Question

A hammer exerts a force of 1.5N on each of the two nails A and B. The area of cross-section of the tip of nail A is $2{\text{m}}{{\text{m}}^2}$ while that of nail B is ${\text{6m}}{{\text{m}}^2}$. Calculate the pressure on each nail.

Answer 1

The pressure on an object refers to the force exerted on the object per unit area. Here the exerted force is the same for both the nails A and B. However, the cross-sectional area of the tip of the nail is different. So more pressure will be for that nail with the lesser cross-sectional area i.e. nail A will have to experience more pressure.
Formula used:
The pressure exerted on an object is given by, $P = \dfrac{F}{A}$ where $F$ is the applied force and $A$ is the area of the object on which the force is applied.
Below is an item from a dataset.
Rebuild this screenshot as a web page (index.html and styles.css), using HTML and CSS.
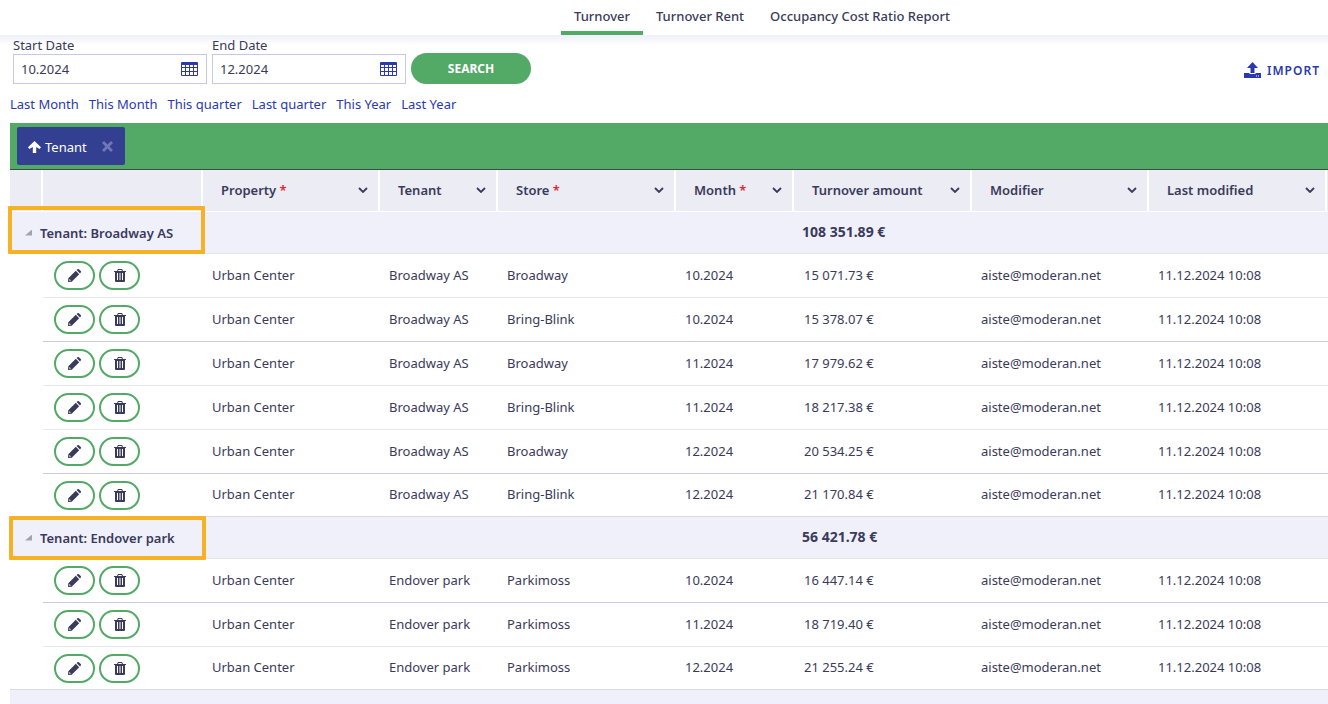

Complete step by step answer:
The force applied on nail A and nail B is the same and it is given to be ${F_A} = {F_B} = 1.5{\text{N}}$.
The cross-sectional area of the tip of nail A is given to be ${A_A} = 2{\text{m}}{{\text{m}}^2}$.
The cross-sectional area of the tip of nail B is given to be ${A_B} = 6{\text{m}}{{\text{m}}^2}$.
We are to find the pressure ${P_A}$ on nail A and the pressure ${P_B}$ on nail B.
Expressing the relation for the pressure on both the nails A and B.
The pressure on nail A is expressed as ${P_A} = \dfrac{{{F_A}}}{{{A_A}}}$ ------- (1)
Substituting for ${F_A} = 1.5{\text{N}}$ and ${A_A} = 2 \times {10^{ - 6}}{{\text{m}}^2}$ in equation (1) we get,
$\Rightarrow {P_A} = \dfrac{{1.5}}{{2 \times {{10}^{ - 6}}}} = 7.5 \times {10^5}{\text{Pa}}$
Thus the pressure on nail A is ${P_A} = 7.5 \times {10^5}{\text{Pa}}$.
Now the pressure on nail B is expressed as
${P_B} = \dfrac{{{F_B}}}{{{A_B}}}$ ------- (2)
Substituting for ${F_B} = 1.5{\text{N}}$ and ${A_B} = 6 \times {10^{ - 6}}{{\text{m}}^2}$ in equation (2) we get,
${P_B} = \dfrac{{1.5}}{{6 \times {{10}^{ - 6}}}} = 2.5 \times {10^5}{\text{Pa}}$

Therefore, the pressure on nail B is ${P_B} = 2.5 \times {10^5}{\text{Pa}}$.

Note:
While substituting the values of various physical quantities in any equation, make sure that all the physical quantities are expressed in their respective S.I units. If this is not the case then the necessary conversion of units must be done. Here the cross-sectional areas of the two nails were expressed in millimetres as ${A_A} = 2{\text{m}}{{\text{m}}^2}$ and ${A_B} = 6{\text{m}}{{\text{m}}^2}$. So before substituting their areas in equations (1) and (2), the values were converted into meters as ${A_A} = 2 \times {10^{ - 6}}{{\text{m}}^2}$ and ${A_B} = 6 \times {10^{ - 6}}{{\text{m}}^2}$.